Will you call the 1-800 number to get some answers and see what is going on? Get in line and prepare for a long hold time. Will you want to change to a different portfolio that didn’t decline by as much? If so, will that better enable you to reach your financial goals? If so, why didn’t you select that portfolio to begin with? What should you do, if anything, to stay on track to reaching your goals? These are the questions a computer program cannot easily answer for you.
Who Should Use a Digital Investment Manager?
If you have advanced investment knowledge and an understanding of portfolio construction and allocation, then it should be pretty easy for you to find the most appropriate portfolio for your particular goals.
If you are capable of creating your own savings and investment strategy and have the discipline to stick with it over time, then this could be an appropriate avenue for you to pursue.
If you are working with a financial advisor and he or she is helping you devise an investment strategy and select the appropriate portfolio(s) to use, then a digital investment manager could be appropriate.
Who Should Use a Financial Advisor?
If the answer is “no” to any of the above statements, then you should work with a financial advisor to help you with your investment strategy and portfolio oversight.

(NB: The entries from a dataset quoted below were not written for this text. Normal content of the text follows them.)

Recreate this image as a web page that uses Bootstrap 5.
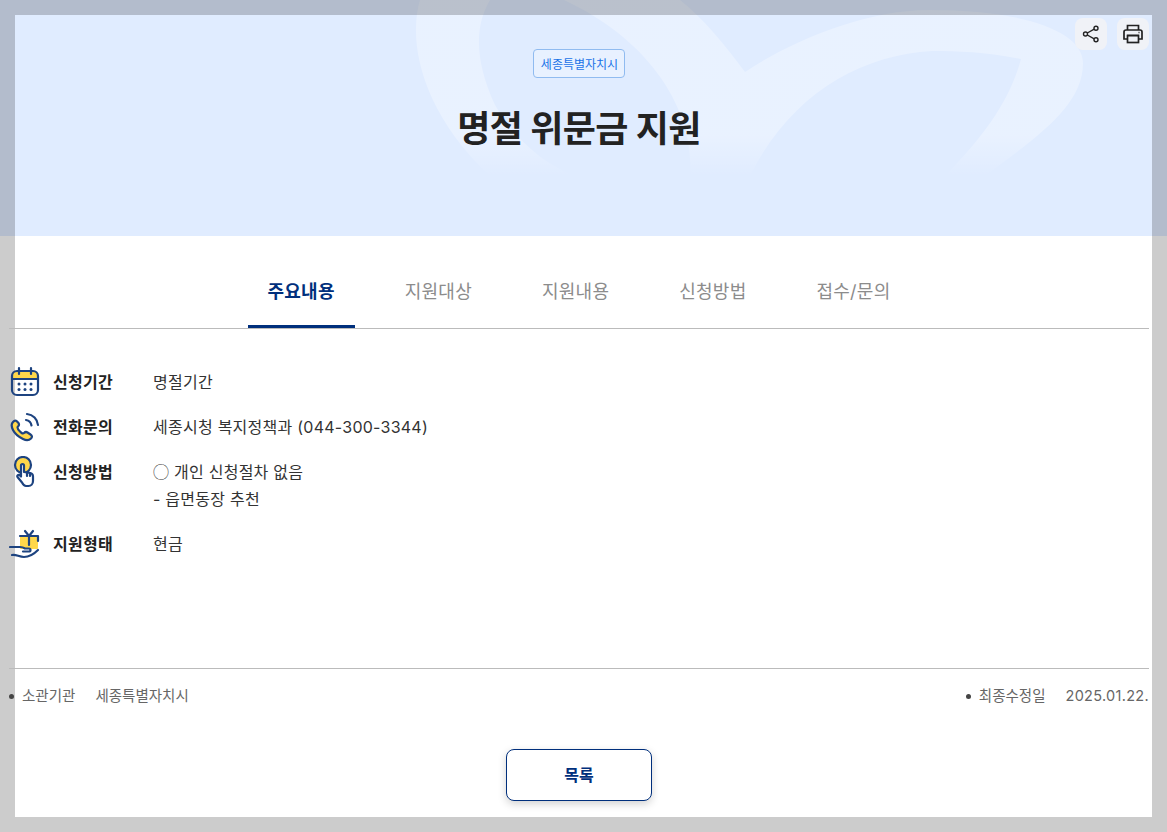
<!DOCTYPE html>
<html lang="ko">

<head>
    <meta charset="UTF-8" />
    <meta name="viewport" content="width=device-width, initial-scale=1.0" />
    <title>명절 위문금 지원</title>
    <link rel="stylesheet" href="https://cdn.jsdelivr.net/npm/bootstrap@5.3.3/dist/css/bootstrap.min.css">
    <style>
        body {
            background: #ccc;
            font-family: Inter, "Noto Sans CJK KR", sans-serif;
            color: #222;
            height: 832px;
            overflow: hidden;
        }

        .hero-band {
            background: #e0ecff;
            height: 236px;
            padding: 15px 15px 0;
            overflow: hidden;
        }

        .hero-swirl {
            position: absolute;
            top: 0;
            left: 0;
        }

        .hero-panel {
            height: 221px;
            box-shadow: 0 0 0 40px rgba(0, 0, 0, .2);
        }

        .inner-wide {
            width: 1140px;
            margin-left: -6px;
        }

        .tool-row {
            gap: 10px;
            padding-top: 3px;
        }

        .tool-btn {
            width: 32px;
            height: 32px;
            border-radius: 8px;
            background: #f0f2f7;
            border: 0;
            padding: 0;
        }

        .org-tag {
            font-size: 12px;
            line-height: 29px;
            height: 29px;
            padding: 0 6px 0 7px;
            color: #1a73e8;
            background: #e8f1ff;
            border: 1px solid #90bbf0;
            border-radius: 4px;
            margin-top: -1px;
        }

        .hero-title {
            font-size: 36px;
            font-weight: 700;
            letter-spacing: -.6px;
            line-height: 50px;
            margin: 26px 0 0;
            color: #222;
        }

        .sheet {
            background: #fff;
            margin: 0 15px;
            height: 581px;
        }

        .tab-bar {
            height: 93px;
            border-bottom: 1px solid #bbb;
            gap: 30px;
        }

        .tab-bar .nav-link {
            font-size: 18px;
            line-height: 26px;
            padding: 43px 20px 19px;
            color: #8c8c8c;
            border-bottom: 3px solid transparent;
            height: 92px;
            letter-spacing: .25px;
        }

        .tab-bar .nav-link.active {
            color: #002f7c;
            font-weight: 700;
            border-bottom-color: #002f7c;
        }

        .info-list {
            padding-top: 40px;
            height: 339px;
            margin: 0;
        }

        .info-row {
            margin-bottom: 18px;
            font-size: 16px;
            line-height: 27px;
            letter-spacing: .25px;
        }

        .info-icon {
            width: 32px;
            height: 32px;
            flex: none;
            margin: -3px 12px -2px 0;
        }

        .info-label {
            width: 100px;
            flex: none;
            font-weight: 700;
            margin: 0;
        }

        .info-value {
            margin: 0;
            color: #333;
        }

        .circle-mark {
            font-family: "Noto Sans CJK KR", sans-serif;
            line-height: 1;
        }

        .meta-bar {
            border-top: 1px solid #bbb;
            height: 81px;
            padding-top: 15px;
            font-size: 14.5px;
            line-height: 24px;
            color: #666;
        }

        .meta-dot {
            width: 5px;
            height: 5px;
            border-radius: 50%;
            background: #444;
            margin-right: 8px;
        }

        .meta-key {
            margin-right: 20px;
        }

        .meta-date {
            letter-spacing: .3px;
        }

        .list-btn {
            width: 146px;
            height: 52px;
            font-size: 16px;
            font-weight: 700;
            color: #002f7c;
            background: #fff;
            border: 1px solid #002f7c;
            border-radius: 8px;
            box-shadow: 0 3px 8px rgba(0, 0, 0, .18);
        }
    </style>
</head>

<body>

    <header class="hero-band position-relative">
        <svg class="hero-swirl" width="1167" height="236" viewBox="0 0 1167 236">
            <defs>
                <linearGradient id="swirlFade" gradientUnits="userSpaceOnUse" x1="0" y1="135" x2="0" y2="176">
                    <stop offset="0" stop-color="#fff" stop-opacity=".3" />
                    <stop offset="1" stop-color="#fff" stop-opacity="0" />
                </linearGradient>
            </defs>
            <path fill="url(#swirlFade)" fill-rule="evenodd" d="M420 0C408 40 420 110 490 176L985 176C1040 135 1083 105 1083 63C1083 30 1020 10 930 10C860 10 785 45 745 72C725 45 705 20 680 0Z
                M490 0C475 25 474 60 495 105C515 140 545 165 575 176L690 176C695 110 650 40 564 0Z
                M945 176C985 135 1010 100 1021 59C985 52 960 51 932 51C860 55 790 95 750 176Z" />
        </svg>
        <div class="hero-panel position-relative">
            <div class="inner-wide">
                <div class="tool-row d-flex justify-content-end">
                    <button class="tool-btn d-flex align-items-center justify-content-center" type="button" aria-label="공유">
                        <svg width="20" height="20" viewBox="0 0 20 20" fill="none" stroke="#222" stroke-width="1.4">
                            <circle cx="15" cy="4.2" r="2" />
                            <circle cx="4.5" cy="10" r="2" />
                            <circle cx="15" cy="15.8" r="2" />
                            <path d="M13.2 5.2 6.3 9M6.3 11l6.9 3.8" />
                        </svg>
                    </button>
                    <button class="tool-btn d-flex align-items-center justify-content-center" type="button" aria-label="인쇄">
                        <svg width="22" height="22" viewBox="0 0 22 22" fill="none" stroke="#222" stroke-width="1.7">
                            <path d="M5.5 7V2.5h11V7" />
                            <path d="M5.5 16H2V9a2 2 0 0 1 2-2h14a2 2 0 0 1 2 2v7h-3.500" />
                            <rect x="5.500" y="12.500" width="11" height="7" />
                            <path d="M5 12.500h12M16.500 9.500h1" />
                        </svg>
                    </button>
                </div>
                <div class="d-flex flex-column align-items-center">
                    <span class="org-tag">세종특별자치시</span>
                    <h1 class="hero-title">명절 위문금 지원</h1>
                </div>
            </div>
        </div>
    </header>

    <main class="sheet">
        <div class="inner-wide">
            <nav class="nav tab-bar justify-content-center">
                <a class="nav-link active" href="#">주요내용</a>
                <a class="nav-link" href="#">지원대상</a>
                <a class="nav-link" href="#">지원내용</a>
                <a class="nav-link" href="#">신청방법</a>
                <a class="nav-link" href="#">접수/문의</a>
            </nav>

            <div class="info-list">
                <div class="info-row d-flex">
                    <svg class="info-icon" viewBox="0 0 32 32" fill="none" stroke="#1d4380" stroke-width="2.200" stroke-linecap="round">
                        <path d="M3 13V9a4 4 0 0 1 4-4h18a4 4 0 0 1 4 4v4z" fill="#ffd74a" stroke="none" />
                        <rect x="3" y="5" width="26" height="24" rx="5" />
                        <path d="M3 13h26M10 2v6M22 2v6" />
                        <g fill="#1d4380" stroke="none">
                            <circle cx="10" cy="18" r="1.500" /><circle cx="16" cy="18" r="1.500" /><circle cx="22" cy="18" r="1.500" />
                            <circle cx="10" cy="23.500" r="1.500" /><circle cx="16" cy="23.500" r="1.500" /><circle cx="22" cy="23.500" r="1.500" />
                        </g>
                    </svg>
                    <p class="info-label">신청기간</p>
                    <p class="info-value">명절기간</p>
                </div>
                <div class="info-row d-flex">
                    <svg class="info-icon" viewBox="0 0 32 32" fill="none" stroke="#1d4380" stroke-width="2.200" stroke-linecap="round">
                        <path d="M4 11c-2 2-2 4 0 8s6 7 10 9c3 1.500 6 1.500 8-.5 1.500-1.500 1-3-.5-4l-3-2c-1.500-1-2.500-.5-3.500.5-1 1-2 .5-4-1.500s-3-4-2-5c1-1 1.500-2 .5-3.500L7.500 10C6.500 9 5 10 4 11z" fill="#ffd74a" />
                        <path d="M17 9c3 .5 5 2.500 5.500 5.500M18 3c6 .5 10.500 5 11 11" />
                    </svg>
                    <p class="info-label">전화문의</p>
                    <p class="info-value">세종시청 복지정책과 (044-300-3344)</p>
                </div>
                <div class="info-row d-flex">
                    <svg class="info-icon" viewBox="0 0 32 32" fill="none" stroke="#1d4380" stroke-width="2.200" stroke-linecap="round" stroke-linejoin="round">
                        <circle cx="14" cy="9" r="8" fill="#ffd74a" />
                        <path d="M13 26.500 8.500 21c-1-1.500 1-3 2.500-1.500l1 1V9.500c0-2 3-2 3 0V16l6 1c2 .3 3 1.500 3 3.500V25c0 3-2 5-4.500 5H17c-1.500 0-3-1.500-4-3.500z" fill="#fff" />
                        <path d="M18 16v4M21 17v3" />
                    </svg>
                    <p class="info-label">신청방법</p>
                    <p class="info-value"><span class="circle-mark">◯</span> 개인 신청절차 없음<br>- 읍면동장 추천</p>
                </div>
                <div class="info-row d-flex">
                    <svg class="info-icon" viewBox="0 0 32 32" fill="none" stroke="#1d4380" stroke-width="2.200" stroke-linecap="round" stroke-linejoin="round">
                        <rect x="11" y="8" width="18" height="13" rx="1" fill="#ffd74a" stroke="none" />
                        <path d="M20 8v9M11 8h18v5M20 8l-4-5M20 8l4-5" />
                        <path d="M1 19h10c2 0 3.500 .5 5 1.500h4c2 0 2 3 0 3h-6" />
                        <path d="M3 27c4-1 7 2 12 2 5 0 10-3 14-7" />
                    </svg>
                    <p class="info-label">지원형태</p>
                    <p class="info-value">현금</p>
                </div>
            </div>

            <div class="meta-bar d-flex justify-content-between">
                <div class="d-flex align-items-center align-self-start">
                    <span class="meta-dot"></span>
                    <span class="meta-key">소관기관</span>
                    <span>세종특별자치시</span>
                </div>
                <div class="d-flex align-items-center align-self-start">
                    <span class="meta-dot"></span>
                    <span class="meta-key">최종수정일</span>
                    <span class="meta-date">2025.01.22.</span>
                </div>
            </div>

            <div class="d-flex justify-content-center">
                <button class="list-btn" type="button">목록</button>
            </div>
        </div>
    </main>

    <script src="https://cdn.jsdelivr.net/npm/bootstrap@5.3.3/dist/js/bootstrap.bundle.min.js"></script>
</body>

</html>
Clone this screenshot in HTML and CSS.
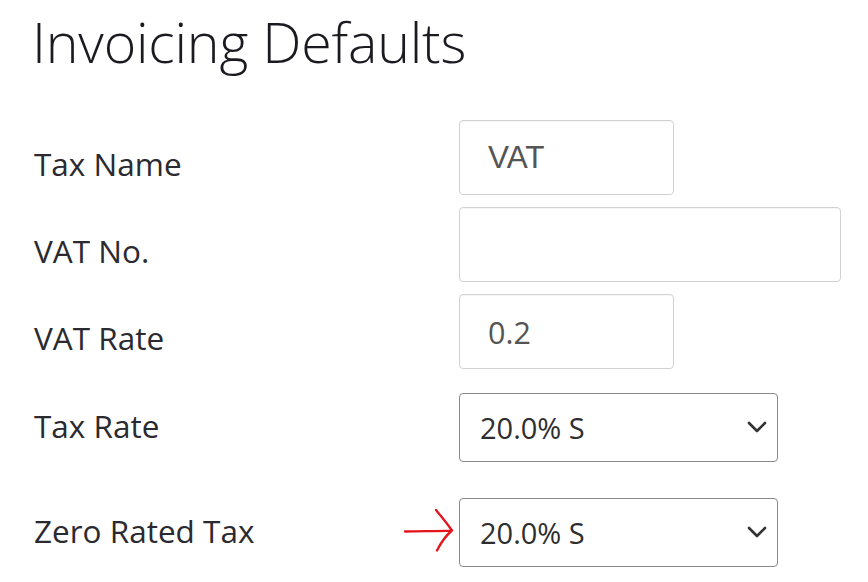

Digital investment managers can be great. There are a lot of financial advisors out there who use them to help manage their clients’ portfolios. They can offer efficiencies and streamline an investment process. However, a financial advisor knows how to use these portfolios and which ones to use as part of an overall investment and financial strategy.
You really only have one shot in this game called life. Yes, you can make changes and course corrections as life throws obstacles at you, but you can’t go back and redo things from the beginning. If you aren’t 100% sure what to do, talk to a financial advisor.